◆ **Exercise description**
Below are the records; collect from them each line containing the string "this".

◆ **Information shown**
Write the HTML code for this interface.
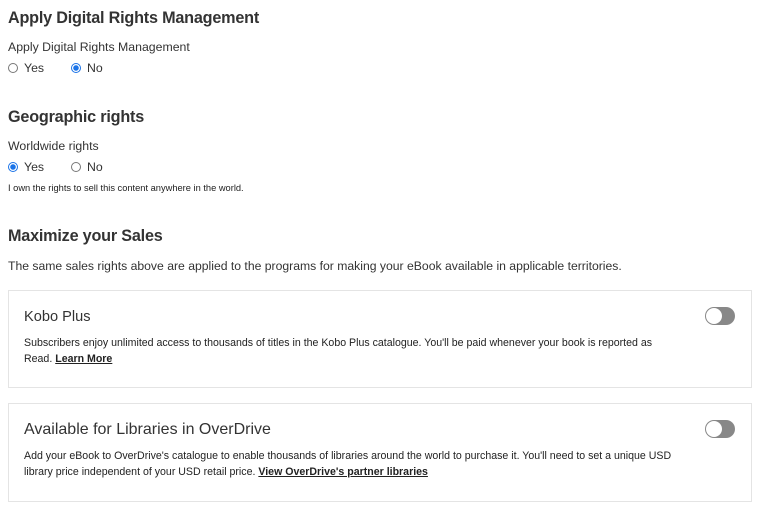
<!DOCTYPE html><html><head><style>
body{margin:0;width:774px;height:514px;background:#fff;font-family:"Liberation Sans",sans-serif;color:#222;position:relative;overflow:hidden}
div,span{position:absolute;white-space:nowrap}
.h{font-size:16.2px;font-weight:bold;color:#333;letter-spacing:-0.2px}
.l{font-size:12.3px;color:#333}
.r{width:8px;height:8px;border:1px solid #777;border-radius:50%;background:#fff}
.r.on{border:1px solid #1a73e8;background:radial-gradient(circle,#1a73e8 0 2.5px,#fff 3px)}
.box{left:8px;width:742px;border:1px solid #e4e4e4;background:#fff}
.t{font-size:14.6px;color:#333}
.d{font-size:10.6px;color:#222;line-height:16px}
.d b{text-decoration:underline;font-weight:bold}
.tg{width:30px;height:18px;border-radius:10px;background:#888}
.tg::after{content:"";position:absolute;left:1px;top:1px;width:16px;height:16px;border-radius:50%;background:#fff}
</style></head><body>
<div class="h" style="left:8px;top:9px">Apply Digital Rights Management</div>
<div class="l" style="left:8px;top:40px">Apply Digital Rights Management</div>
<div class="r" style="left:8px;top:63px"></div><div class="l" style="left:24px;top:61px">Yes</div>
<div class="r on" style="left:71px;top:63px"></div><div class="l" style="left:87px;top:61px">No</div>
<div class="h" style="left:8px;top:108px">Geographic rights</div>
<div class="l" style="left:8px;top:139px">Worldwide rights</div>
<div class="r on" style="left:8px;top:162px"></div><div class="l" style="left:24px;top:160px">Yes</div>
<div class="r" style="left:71px;top:162px"></div><div class="l" style="left:87px;top:160px">No</div>
<div style="left:8px;top:183px;font-size:9.3px;color:#222">I own the rights to sell this content anywhere in the world.</div>
<div class="h" style="left:8px;top:227px">Maximize your Sales</div>
<div class="l" style="left:8px;top:259px;font-size:12.2px">The same sales rights above are applied to the programs for making your eBook available in applicable territories.</div>
<div class="box" style="top:290px;height:96px">
<div class="t" style="left:15px;top:18px">Kobo Plus</div>
<div class="tg" style="left:696px;top:16px"></div>
<div class="d" style="left:15px;top:44px">Subscribers enjoy unlimited access to thousands of titles in the Kobo Plus catalogue. You'll be paid whenever your book is reported as<br>Read. <b>Learn More</b></div>
</div>
<div class="box" style="top:403px;height:97px">
<div class="t" style="left:15px;top:17px;font-size:16px">Available for Libraries in OverDrive</div>
<div class="tg" style="left:696px;top:16px"></div>
<div class="d" style="left:15px;top:44px">Add your eBook to OverDrive's catalogue to enable thousands of libraries around the world to purchase it. You'll need to set a unique USD<br>library price independent of your USD retail price. <b>View OverDrive's partner libraries</b></div>
</div>
</body></html>
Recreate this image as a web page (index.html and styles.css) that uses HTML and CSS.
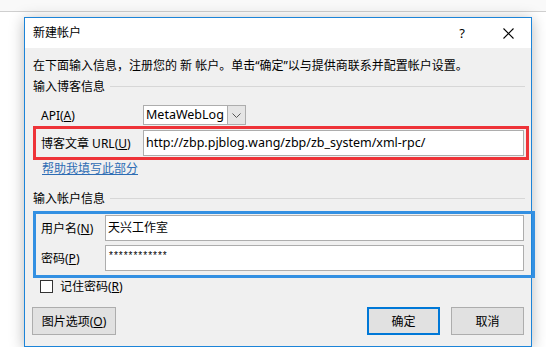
FILE: index.html
```html
<!DOCTYPE html>
<html lang="zh-CN">
<head>
    <meta charset="UTF-8">
    <title>新建帐户</title>
    <link rel="stylesheet" href="styles.css">
</head>
<body>
<div id="topbar"></div>
<div id="dialog">
    <div class="titlebar">
        <span class="title">新建帐户</span>
        <span class="tb-btn help-btn">?</span>
        <span class="tb-btn">
            <svg width="11" height="11" viewBox="0 0 11 11"><path d="M0.5 0.5 L10.5 10.5 M10.5 0.5 L0.5 10.5" stroke="#000" stroke-width="1.1" fill="none"/></svg>
        </span>
    </div>
    <div class="content">
        <p class="intro">在下面输入信息，注册您的 新 帐户。单击“确定”以与提供商联系并配置帐户设置。</p>
        <div class="group-head"><span>输入博客信息</span><i class="rule"></i></div>
        <div class="row api-row">
            <label class="lbl lbl-wide">API(<u>A</u>)</label>
            <div class="select">
                <span class="select-val">MetaWebLog</span>
                <span class="select-btn">
                    <svg width="9" height="5" viewBox="0 0 9 5"><path d="M0.5 0.5 L4.5 4.5 L8.5 0.5" stroke="#555" stroke-width="1" fill="none"/></svg>
                </span>
            </div>
        </div>
        <div class="frame frame-red">
            <div class="row">
                <label class="lbl lbl-wide">博客文章 URL(<u>U</u>)</label>
                <div class="input input-url">http://zbp.pjblog.wang/zbp/zb_system/xml-rpc/</div>
            </div>
        </div>
        <a href="javascript:;" class="help">帮助我填写此部分</a>
        <div class="group-head group-head2"><span>输入帐户信息</span><i class="rule"></i></div>
        <div class="frame frame-blue">
            <div class="row">
                <label class="lbl lbl-narrow">用户名(<u>N</u>)</label>
                <div class="input input-acct">天兴工作室</div>
            </div>
            <div class="row row-gap">
                <label class="lbl lbl-narrow">密码(<u>P</u>)</label>
                <div class="input input-acct pwd">************</div>
            </div>
        </div>
        <div class="check"><span class="box"></span>记住密码(<u>R</u>)</div>
        <div class="buttons">
            <span class="btn btn-pic">图片选项(<u>O</u>)</span>
            <span class="spacer"></span>
            <span class="btn btn-ok">确定</span>
            <span class="btn">取消</span>
        </div>
    </div>
</div>
</body>
</html>
```

FILE: styles.css
```css
* {
    margin: 0;
    padding: 0;
    box-sizing: border-box;
}

body {
    background: #fff;
    font-family: "Noto Sans", "Noto Sans CJK SC", sans-serif;
    font-size: 12px;
    color: #000;
    overflow: hidden;
}

u {
    text-decoration: underline;
    text-underline-offset: 1px;
}

#topbar {
    height: 12px;
    background: #f9f9f9;
    border-bottom: 1px solid #cfcfcf;
}

#dialog {
    width: 508px;
    height: 330px;
    margin: 5px 0 0 24px;
    border: 1px solid #1c84d8;
    background: #f0f0f0;
    box-shadow: 0 2px 14px rgba(0, 0, 0, 0.28);
}

.titlebar {
    height: 30px;
    background: #fff;
    display: flex;
    align-items: center;
    padding-left: 8px;
}

.title {
    flex: 1;
    font-size: 12px;
    line-height: 30px;
}

.tb-btn {
    width: 46px;
    height: 30px;
    display: flex;
    align-items: center;
    justify-content: center;
}

.help-btn {
    font-size: 13px;
}

.content {
    padding: 8px 6px 0 8px;
}

.intro {
    line-height: 20px;
    white-space: nowrap;
}

.group-head {
    display: flex;
    align-items: center;
    height: 20px;
}

.group-head2 {
    margin-top: 10px;
}

.rule {
    flex: 1;
    height: 1px;
    margin-left: 5px;
    background: #d7d7d7;
}

.row {
    display: flex;
    align-items: center;
}

.row-gap {
    margin-top: 4px;
}

.api-row {
    margin-top: 9px;
    height: 20px;
    padding-left: 8px;
}

.lbl {
    white-space: nowrap;
}

.lbl-wide {
    width: 102px;
}

.lbl-narrow {
    width: 64px;
}

.select {
    width: 103px;
    height: 20px;
    border: 1px solid #adadad;
    background: #fff;
    display: flex;
}

.select-val {
    flex: 1;
    padding-left: 2px;
    line-height: 18px;
    font-size: 12.5px;
}

.select-btn {
    width: 18px;
    background: #e5e5e5;
    border-left: 1px solid #adadad;
    display: flex;
    align-items: center;
    justify-content: center;
}

.frame {
    border: 3px solid;
}

.frame-red {
    width: 496px;
    margin-top: 1px;
    border-color: #ee3338;
    padding: 1px 2px 1px 5px;
}

.frame-blue {
    width: 502px;
    margin-top: 3px;
    border-color: #3390e2;
    padding: 1px 8px 4px 5px;
}

.input {
    height: 26px;
    border: 1px solid #adadad;
    background: #fff;
    line-height: 24px;
    padding-left: 2px;
    white-space: nowrap;
}

.input-url {
    width: 381px;
    font-size: 12.5px;
}

.input-acct {
    width: 419px;
}

.pwd {
    font-family: "Liberation Sans", sans-serif;
    font-size: 10px;
    letter-spacing: 1px;
    line-height: 20px;
    padding-left: 3px;
}

.help {
    display: block;
    margin-left: 9px;
    line-height: 18px;
    color: #2e6db4;
    text-decoration: underline;
    width: max-content;
}

.check {
    display: flex;
    align-items: center;
    height: 14px;
    margin-top: 1px;
    padding-left: 7px;
}

.box {
    width: 13px;
    height: 13px;
    border: 1px solid #333;
    background: #fff;
    margin-right: 7px;
}

.buttons {
    display: flex;
    margin: 14px 1px 0 -1px;
}

.spacer {
    flex: 1;
}

.btn {
    width: 73px;
    height: 28px;
    border: 1px solid #adadad;
    background: #e1e1e1;
    display: flex;
    align-items: center;
    justify-content: center;
    margin-left: 11px;
}

.btn-pic {
    width: 84px;
    margin-left: 0;
}

.btn-ok {
    border: 2px solid #0078d7;
    margin-left: 0;
}
```
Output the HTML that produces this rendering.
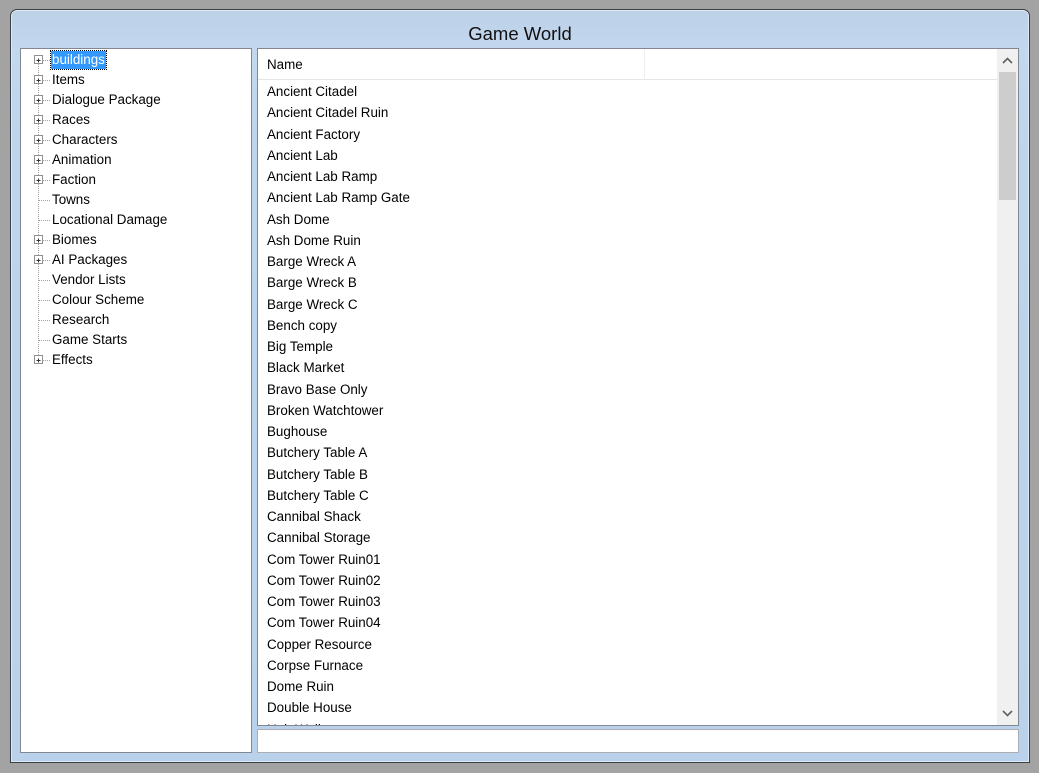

◆ **Solved exercise**
Write the HTML code for this interface.
<div style="left:8px;top:183px;font-size:9.3px;color:#222">I own the rights to sell this content anywhere in the world.</div>
Recreate this image as a web page (index.html and styles.css) that uses HTML and CSS.
Output the HTML that produces this rendering.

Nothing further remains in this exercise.